Description of the task. Please print the full listing exactly.

§

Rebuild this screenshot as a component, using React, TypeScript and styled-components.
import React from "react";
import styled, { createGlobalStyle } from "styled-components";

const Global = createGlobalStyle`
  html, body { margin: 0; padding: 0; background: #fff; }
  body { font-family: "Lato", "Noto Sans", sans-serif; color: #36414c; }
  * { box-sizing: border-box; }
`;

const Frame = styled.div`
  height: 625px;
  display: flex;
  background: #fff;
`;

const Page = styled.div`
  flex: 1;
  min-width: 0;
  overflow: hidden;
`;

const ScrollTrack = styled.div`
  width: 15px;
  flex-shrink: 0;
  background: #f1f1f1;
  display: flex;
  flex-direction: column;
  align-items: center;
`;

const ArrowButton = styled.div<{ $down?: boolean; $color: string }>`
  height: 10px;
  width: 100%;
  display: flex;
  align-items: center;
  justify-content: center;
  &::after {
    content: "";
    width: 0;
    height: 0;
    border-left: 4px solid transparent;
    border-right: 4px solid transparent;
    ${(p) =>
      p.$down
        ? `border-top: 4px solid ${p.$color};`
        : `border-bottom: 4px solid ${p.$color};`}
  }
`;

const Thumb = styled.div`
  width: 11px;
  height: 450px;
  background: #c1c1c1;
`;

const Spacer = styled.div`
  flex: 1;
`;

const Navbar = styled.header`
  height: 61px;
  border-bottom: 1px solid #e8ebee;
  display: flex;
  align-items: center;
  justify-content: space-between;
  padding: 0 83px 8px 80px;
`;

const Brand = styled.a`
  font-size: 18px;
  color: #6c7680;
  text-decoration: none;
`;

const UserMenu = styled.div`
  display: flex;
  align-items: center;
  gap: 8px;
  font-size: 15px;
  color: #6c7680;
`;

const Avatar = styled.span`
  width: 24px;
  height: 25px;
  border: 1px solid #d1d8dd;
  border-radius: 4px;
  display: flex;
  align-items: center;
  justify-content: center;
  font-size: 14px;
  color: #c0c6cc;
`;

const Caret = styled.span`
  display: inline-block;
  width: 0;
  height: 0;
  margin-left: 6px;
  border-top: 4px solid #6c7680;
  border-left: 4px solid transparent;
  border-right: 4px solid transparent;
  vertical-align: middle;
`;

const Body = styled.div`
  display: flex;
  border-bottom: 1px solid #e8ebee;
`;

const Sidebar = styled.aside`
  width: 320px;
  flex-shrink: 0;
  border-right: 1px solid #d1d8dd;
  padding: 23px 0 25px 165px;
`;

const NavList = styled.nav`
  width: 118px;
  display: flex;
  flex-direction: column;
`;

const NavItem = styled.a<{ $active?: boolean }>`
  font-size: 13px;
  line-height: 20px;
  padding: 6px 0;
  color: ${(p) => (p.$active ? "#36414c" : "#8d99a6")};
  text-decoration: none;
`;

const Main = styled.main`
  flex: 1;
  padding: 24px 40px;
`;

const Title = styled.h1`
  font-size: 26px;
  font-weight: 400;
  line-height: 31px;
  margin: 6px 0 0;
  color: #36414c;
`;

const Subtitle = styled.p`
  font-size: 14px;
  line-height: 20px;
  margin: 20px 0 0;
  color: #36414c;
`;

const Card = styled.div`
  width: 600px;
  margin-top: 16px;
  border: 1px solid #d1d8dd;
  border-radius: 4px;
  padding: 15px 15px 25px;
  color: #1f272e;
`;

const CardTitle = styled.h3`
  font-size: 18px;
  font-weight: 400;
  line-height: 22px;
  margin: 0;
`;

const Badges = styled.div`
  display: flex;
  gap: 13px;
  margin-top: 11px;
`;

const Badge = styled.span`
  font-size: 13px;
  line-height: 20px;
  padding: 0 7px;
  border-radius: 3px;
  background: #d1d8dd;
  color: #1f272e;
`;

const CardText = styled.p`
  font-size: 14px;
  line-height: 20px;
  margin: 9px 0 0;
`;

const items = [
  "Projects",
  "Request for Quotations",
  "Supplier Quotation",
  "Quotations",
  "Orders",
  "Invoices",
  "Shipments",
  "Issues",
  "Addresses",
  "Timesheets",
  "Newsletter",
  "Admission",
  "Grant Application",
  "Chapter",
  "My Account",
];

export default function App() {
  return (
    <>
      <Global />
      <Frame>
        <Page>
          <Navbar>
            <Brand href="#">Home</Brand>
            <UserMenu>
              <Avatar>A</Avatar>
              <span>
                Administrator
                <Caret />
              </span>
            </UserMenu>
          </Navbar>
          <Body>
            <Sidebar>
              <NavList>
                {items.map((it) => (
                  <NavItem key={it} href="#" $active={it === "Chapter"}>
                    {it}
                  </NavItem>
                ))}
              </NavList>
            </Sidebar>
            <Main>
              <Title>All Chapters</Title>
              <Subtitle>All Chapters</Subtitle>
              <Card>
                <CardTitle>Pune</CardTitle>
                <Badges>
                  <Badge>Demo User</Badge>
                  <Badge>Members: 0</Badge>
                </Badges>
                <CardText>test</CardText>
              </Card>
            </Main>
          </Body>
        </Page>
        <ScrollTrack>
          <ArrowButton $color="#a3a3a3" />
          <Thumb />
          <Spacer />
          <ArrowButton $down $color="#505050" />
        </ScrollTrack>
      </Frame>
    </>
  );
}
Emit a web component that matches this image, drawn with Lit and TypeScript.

§

Final answer.
Rebuild this screenshot as a component, using React, TypeScript and styled-components.
import React from "react";
import styled, { createGlobalStyle } from "styled-components";

const Global = createGlobalStyle`
  html, body { margin: 0; padding: 0; background: #fff; }
  body { font-family: "Lato", "Noto Sans", sans-serif; color: #36414c; }
  * { box-sizing: border-box; }
`;

const Frame = styled.div`
  height: 625px;
  display: flex;
  background: #fff;
`;

const Page = styled.div`
  flex: 1;
  min-width: 0;
  overflow: hidden;
`;

const ScrollTrack = styled.div`
  width: 15px;
  flex-shrink: 0;
  background: #f1f1f1;
  display: flex;
  flex-direction: column;
  align-items: center;
`;

const ArrowButton = styled.div<{ $down?: boolean; $color: string }>`
  height: 10px;
  width: 100%;
  display: flex;
  align-items: center;
  justify-content: center;
  &::after {
    content: "";
    width: 0;
    height: 0;
    border-left: 4px solid transparent;
    border-right: 4px solid transparent;
    ${(p) =>
      p.$down
        ? `border-top: 4px solid ${p.$color};`
        : `border-bottom: 4px solid ${p.$color};`}
  }
`;

const Thumb = styled.div`
  width: 11px;
  height: 450px;
  background: #c1c1c1;
`;

const Spacer = styled.div`
  flex: 1;
`;

const Navbar = styled.header`
  height: 61px;
  border-bottom: 1px solid #e8ebee;
  display: flex;
  align-items: center;
  justify-content: space-between;
  padding: 0 83px 8px 80px;
`;

const Brand = styled.a`
  font-size: 18px;
  color: #6c7680;
  text-decoration: none;
`;

const UserMenu = styled.div`
  display: flex;
  align-items: center;
  gap: 8px;
  font-size: 15px;
  color: #6c7680;
`;

const Avatar = styled.span`
  width: 24px;
  height: 25px;
  border: 1px solid #d1d8dd;
  border-radius: 4px;
  display: flex;
  align-items: center;
  justify-content: center;
  font-size: 14px;
  color: #c0c6cc;
`;

const Caret = styled.span`
  display: inline-block;
  width: 0;
  height: 0;
  margin-left: 6px;
  border-top: 4px solid #6c7680;
  border-left: 4px solid transparent;
  border-right: 4px solid transparent;
  vertical-align: middle;
`;

const Body = styled.div`
  display: flex;
  border-bottom: 1px solid #e8ebee;
`;

const Sidebar = styled.aside`
  width: 320px;
  flex-shrink: 0;
  border-right: 1px solid #d1d8dd;
  padding: 23px 0 25px 165px;
`;

const NavList = styled.nav`
  width: 118px;
  display: flex;
  flex-direction: column;
`;

const NavItem = styled.a<{ $active?: boolean }>`
  font-size: 13px;
  line-height: 20px;
  padding: 6px 0;
  color: ${(p) => (p.$active ? "#36414c" : "#8d99a6")};
  text-decoration: none;
`;

const Main = styled.main`
  flex: 1;
  padding: 24px 40px;
`;

const Title = styled.h1`
  font-size: 26px;
  font-weight: 400;
  line-height: 31px;
  margin: 6px 0 0;
  color: #36414c;
`;

const Subtitle = styled.p`
  font-size: 14px;
  line-height: 20px;
  margin: 20px 0 0;
  color: #36414c;
`;

const Card = styled.div`
  width: 600px;
  margin-top: 16px;
  border: 1px solid #d1d8dd;
  border-radius: 4px;
  padding: 15px 15px 25px;
  color: #1f272e;
`;

const CardTitle = styled.h3`
  font-size: 18px;
  font-weight: 400;
  line-height: 22px;
  margin: 0;
`;

const Badges = styled.div`
  display: flex;
  gap: 13px;
  margin-top: 11px;
`;

const Badge = styled.span`
  font-size: 13px;
  line-height: 20px;
  padding: 0 7px;
  border-radius: 3px;
  background: #d1d8dd;
  color: #1f272e;
`;

const CardText = styled.p`
  font-size: 14px;
  line-height: 20px;
  margin: 9px 0 0;
`;

const items = [
  "Projects",
  "Request for Quotations",
  "Supplier Quotation",
  "Quotations",
  "Orders",
  "Invoices",
  "Shipments",
  "Issues",
  "Addresses",
  "Timesheets",
  "Newsletter",
  "Admission",
  "Grant Application",
  "Chapter",
  "My Account",
];

export default function App() {
  return (
    <>
      <Global />
      <Frame>
        <Page>
          <Navbar>
            <Brand href="#">Home</Brand>
            <UserMenu>
              <Avatar>A</Avatar>
              <span>
                Administrator
                <Caret />
              </span>
            </UserMenu>
          </Navbar>
          <Body>
            <Sidebar>
              <NavList>
                {items.map((it) => (
                  <NavItem key={it} href="#" $active={it === "Chapter"}>
                    {it}
                  </NavItem>
                ))}
              </NavList>
            </Sidebar>
            <Main>
              <Title>All Chapters</Title>
              <Subtitle>All Chapters</Subtitle>
              <Card>
                <CardTitle>Pune</CardTitle>
                <Badges>
                  <Badge>Demo User</Badge>
                  <Badge>Members: 0</Badge>
                </Badges>
                <CardText>test</CardText>
              </Card>
            </Main>
          </Body>
        </Page>
        <ScrollTrack>
          <ArrowButton $color="#a3a3a3" />
          <Thumb />
          <Spacer />
          <ArrowButton $down $color="#505050" />
        </ScrollTrack>
      </Frame>
    </>
  );
}
Emit a web component that matches this image, drawn with Lit and TypeScript.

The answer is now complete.